A final inspiring performance was Jade Beastrall’s. She delivered a Shakespearean speech to the audience , then began instructing us on the actor within , addressing the actor as an empty seat. What especially inspired me in Jade’s presentation was when she used multimedia elements to display a film of her mirroring her live performance, and what was particularly captivating was  when she stood in front of the projected image, and both the projection and live image became one. I could have improved on my performance by utilizing projections rather than a mirror, the projections perhaps pervading emotions. There will then be times, during the performance, in which I will cross the projections, pacing backwards and forwards for instance, and when realizing my fate, that the loss will return, merging in with the projection as one.

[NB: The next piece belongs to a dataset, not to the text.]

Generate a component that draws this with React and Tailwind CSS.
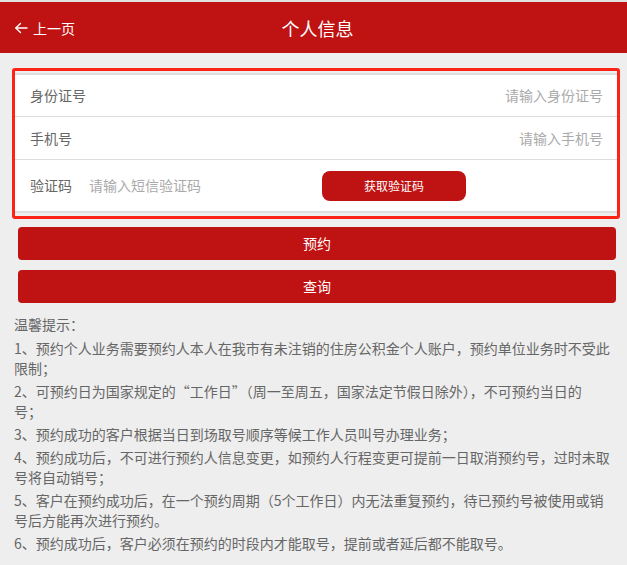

To conclude, this module has taught me many aspects about solo performance. I have explored a range of different solo performance styles from various solo practitioners .  These practitioners have influenced my work , which has journeyed and developed  to showcase one of my passions, experiences and something that is applicable to everyone. This module has aided me in the realization  that solo performance is a lot more than standing there individually performing, instead investigating and fine tuning the dimensions that a solo performance can take.